Pendik’te bulunan Esenyalı Kadın Dayanışma Derneği Başkanı Adile Doğan, bu tür söylentileri daha önce de duyduklarını söylüyor. Kendilerine randevu satılmasıyla ilgili daha önceden de bilgi geldiğini anlatan Doğan, “Doktorun sekreterine düzenli para ödeyenler bile var. Durumu anlatan kadınlardan biri doktorun sekreterine her gittiğinde randevu için düzenli para verdiğini söyledi. Hatta kadın sekreterin bir gün pahalı bir marka kazak istediğini de söyledi. Bu bize sağlık sisteminin adım adım nasıl çürüdüğünü gösteriyor. Emekçi, yoksul insanların nasıl sağlığa ulaşamadığını, ulaşsa bile parayla ulaştığının kanıtı bu” diye konuştu.
"HASTANEYE GİTMEK LÜKSE DÖNÜŞECEK"
Şehir hastanelerinin açılmasının ardından ciddi bir kaos yaşandığını söyleyen Doğan, “Hastanede sıra beklenmiyor diyenler, sıranın telefon kuyruklarında beklendiğini unutuyor. Eğer bunun önüne geçmezsek sağlık hizmeti emekçiler için ulaşılamaz, çok ciddi bir lükse dönüşecek” dedi.
Bu iş birliğinin içinde yer alanların tespit edilmesi gerektiğini vurgulayan Doğan, “Bizim bile ulaştığımız bu bilgiden Sağlık Bakanlığının nasıl haberi olmaz? Nasıl göz yumulur?” diye soruyor.
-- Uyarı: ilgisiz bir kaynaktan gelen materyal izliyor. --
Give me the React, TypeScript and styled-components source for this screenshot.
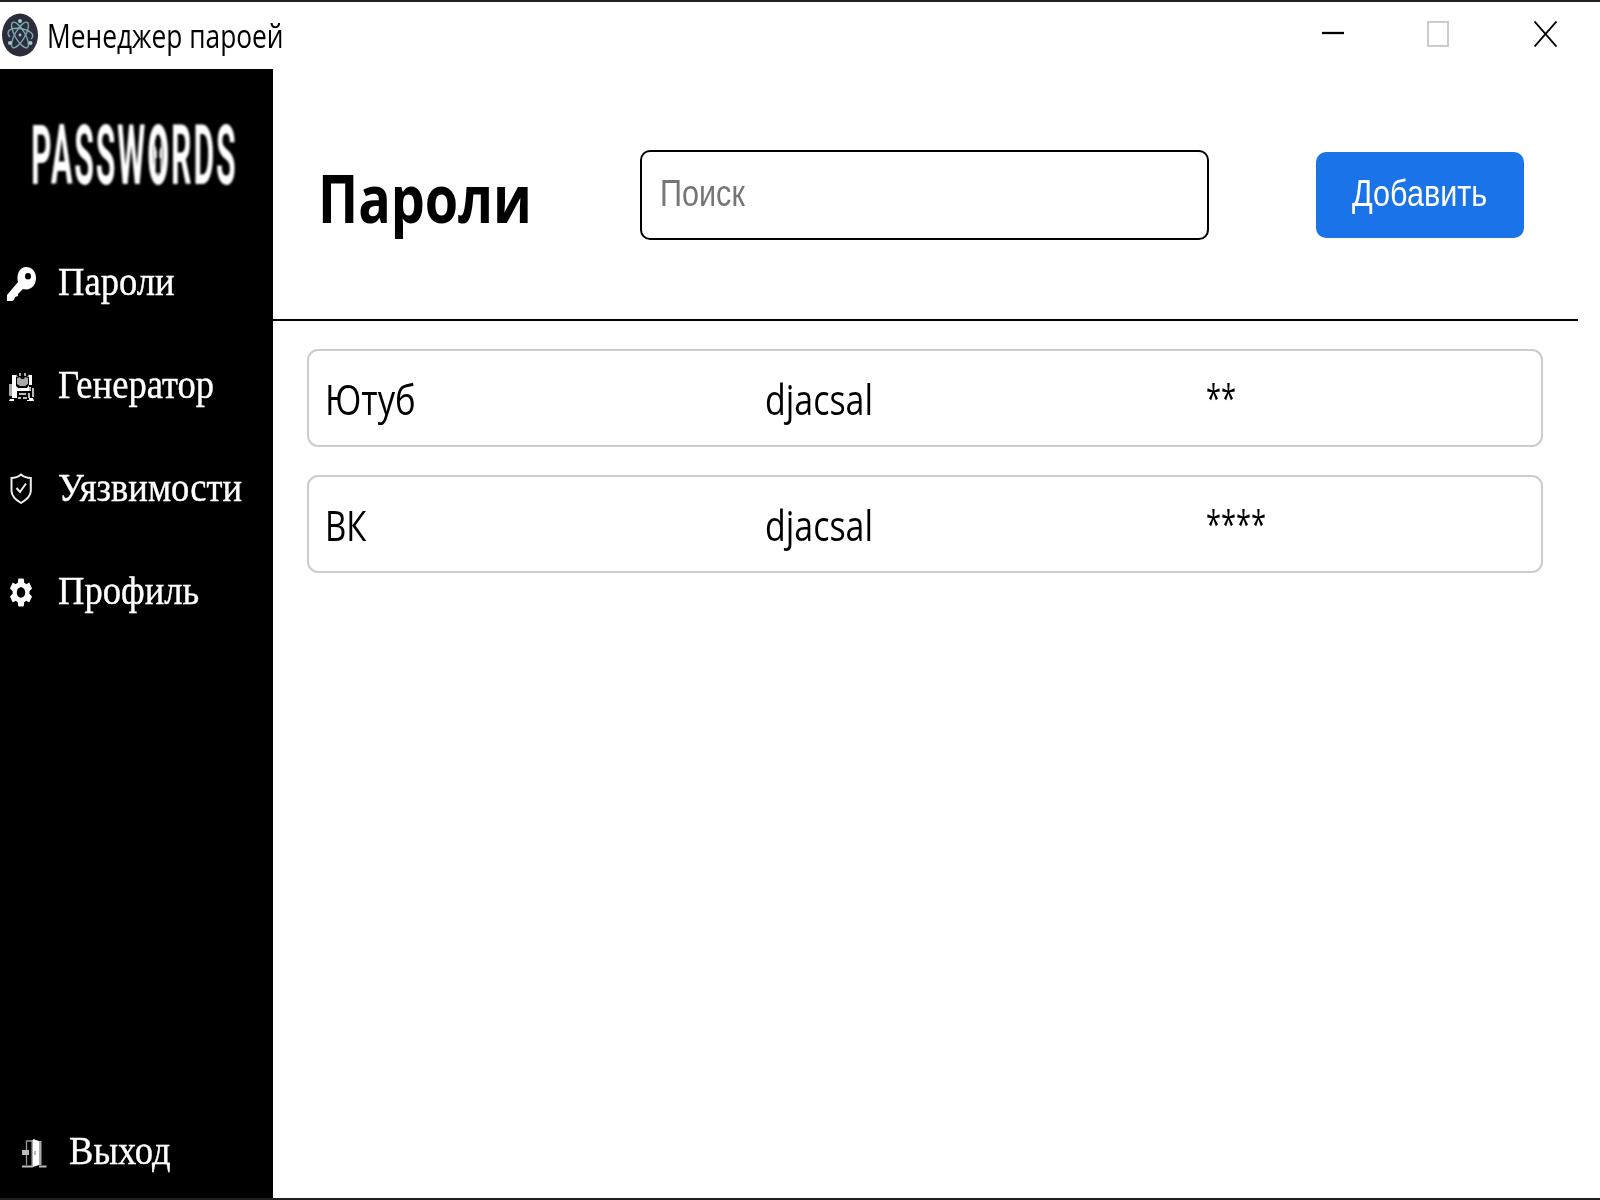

"İSTANBUL’DA SAĞLIK SİSTEMİ ÇÖKTÜ"
Marmara Üniversitesi Pendik Eğitim ve Araştırma Hastanesinde yaşananları sorduğumuz İstanbul Tabip Odası (İTO) Genel Sekreteri Prof. Dr. Osman Küçükosmanoğlu kendilerine böyle bir şikayet gelmediğini ifade etti. Bu durumu ilk kez duyduğunu söyleyen Küçükosmanoğlu şöyle devam etti: “Mümkün müdür? Mümkündür... İstanbul’da sağlık sistemi tıkanmış durumda. Bu durumdan faydalanmak, hastalarımızın mecburiyetinden yararlanmak isteyen uyanıklar çıkmış olabilir.”
Hekimlerin dahi randevu bulamadığını söyleyen Küçükosmanoğlu, “Sağlık sistemi çökmüş, yürümüyor. Hastalarımız mecburen özellerden sağlık hizmeti almak zorunda kalıyor. Eskiden özel hastaneye gitmek bir tercihti. ‘3 kuruş veririm özele giderim’ deniliyordu. Şimdi insanlar çok yüksek farklar ödeyerek özel hastanelere gitmek zorunda kalıyor. Özellikle cildiye, hematoloji gibi bazı branşlarda randevu bulmak mümkün değil. ‘Randevu bulunamıyor’ şikayetini gidermek için randevu sürelerini 5 dakikaya indirdiler” diye konuştu.